P&ID: Adoke Writes Malami, Demands Apology for ‘Defamation’
Mohammed Bello Adoke, SAN Nigeria’s former Attorney-General of the Federation and Minister of Justice, has accused his successor, Abubakar Malami, SAN of giving false evidence against him in the P&ID case.
In his witness statement filed at High Court of Justice of England and Wales, Malami had described Adoke as corrupt, saying he was “heavily implicated in the OPL 245 case” and suggesting that he colluded with the lawyer to make the country lose the P&ID arbitration.
The Nigerian government is trying to get a $9.6 billion arbitration award upturned by proving corruption and conspiracy on the part of P&ID and past Nigerian government officials.
Adoke, in a letter written by his lawyer, Paul Erokoro, and dated July 28, 2020, said the same Malami had written to the Economic and Financial Crimes Commission (EFCC) to absolve him of any wrongdoing in the OPL 245 transaction.
The former minister also said that Malami contracted himself in the witness statement because in one breath, he said Adoke refused to collect gratification from Supo Shasore, the Nigerian lawyer, and in another breath described Adoke as “corrupt”.
‘HONOURBALE AND DISHONORUABLE’
“In your letter of 20th September, 2017, addressed to the Acting Chairman of EFCC, you had explicitly advised that a review of the OPL 245 Resolution Agreement did not disclose a case against Mr. Adoke. In effect, you had, as Attorney-General, exonerated Mr. Adoke of any wrongdoing in relation to the OPL 245 settlement agreements, contrary to your evidence in the English Court,” Erekoro wrote.
He also said Malami had, in the witness statement, admitted that “Adoke refused a gift of money from the lawyer that he had appointed to conduct the arbitration. Yet, instead of lauding him, you accused him of being corrupt”.
In another instance, he said at the same time as Malami was characterising Adoke “as a corrupt villain, you were also urging his truthfulness on the English Court. In paragraph 11 of your Fifth Witness Statement, you relied on the truth of Mr. Adoke’s statement to the EFCC to impugn the credibility of Ms. Grace Taiga. How can Mr. Adoke be honourable and dishonourable at the same time?”
The lawyer also raised an eyebrow over Malami’s request that the US government should furnish him information on bank accounts “operated” by Adoke in the country.
He said Malami concealed information from the English court when he discovered that Adoke did not have any foreign account.
‘CEASE AND DESIST’
“Our client asserts boldly that throughout his stay in government, he had no foreign account.
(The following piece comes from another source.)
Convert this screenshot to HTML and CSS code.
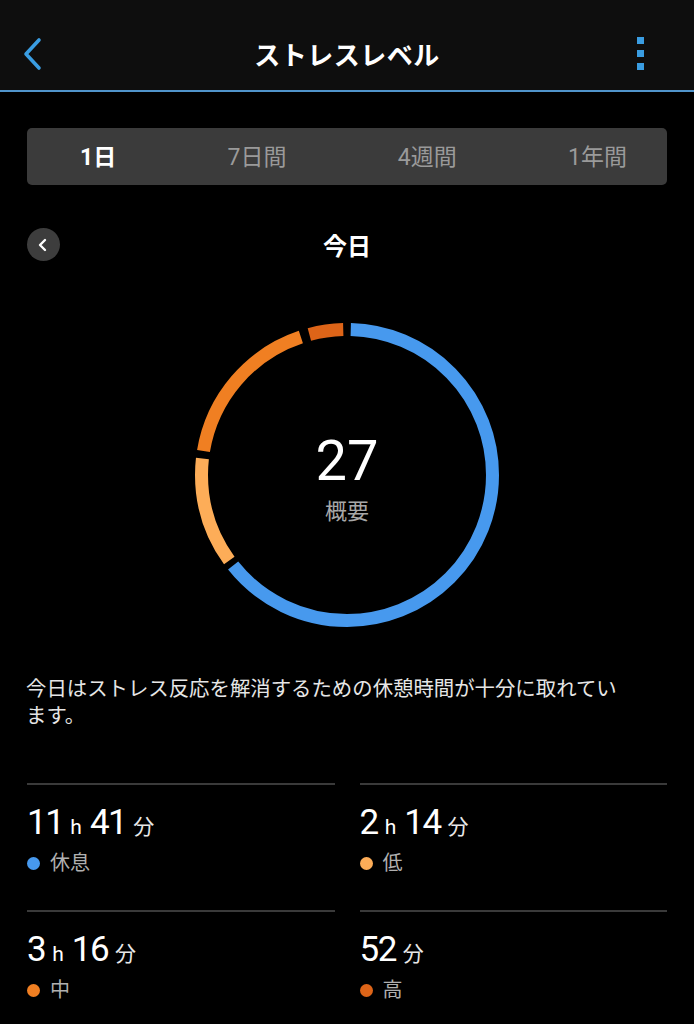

He only opened a student account when he became a student at the University of Leiden in the Netherlands in 2016. Your office is aware that the funds in that account are less than €100. You therefore owed it as a duty to also tell the English court that the US authorities found no accounts belonging to our client. Rather, you concealed those facts from the court,” Erekoro wrote.
He gave Malami seven days to retract the “false evidence” that he gave to the English Court and demanded an apology “for the harm you have done to his name”.
Adoke is also demanding that Malami should instruct the Nigeria’s counsel in England to “cease and desist” from repeating the allegations of corruption and other “defamatory imputations” broadcast about him.
He also wants Nigeria’s counsel redact the records of that court and remove the “offensive references” to him.
“Our client demands that you propose appropriate monetary compensation for the violation of his constitutional rights and for the damage to his reputation,” Erekoro wrote.
“Our client will appreciate it if you meet his demands within seven days of your receipt of this letter.”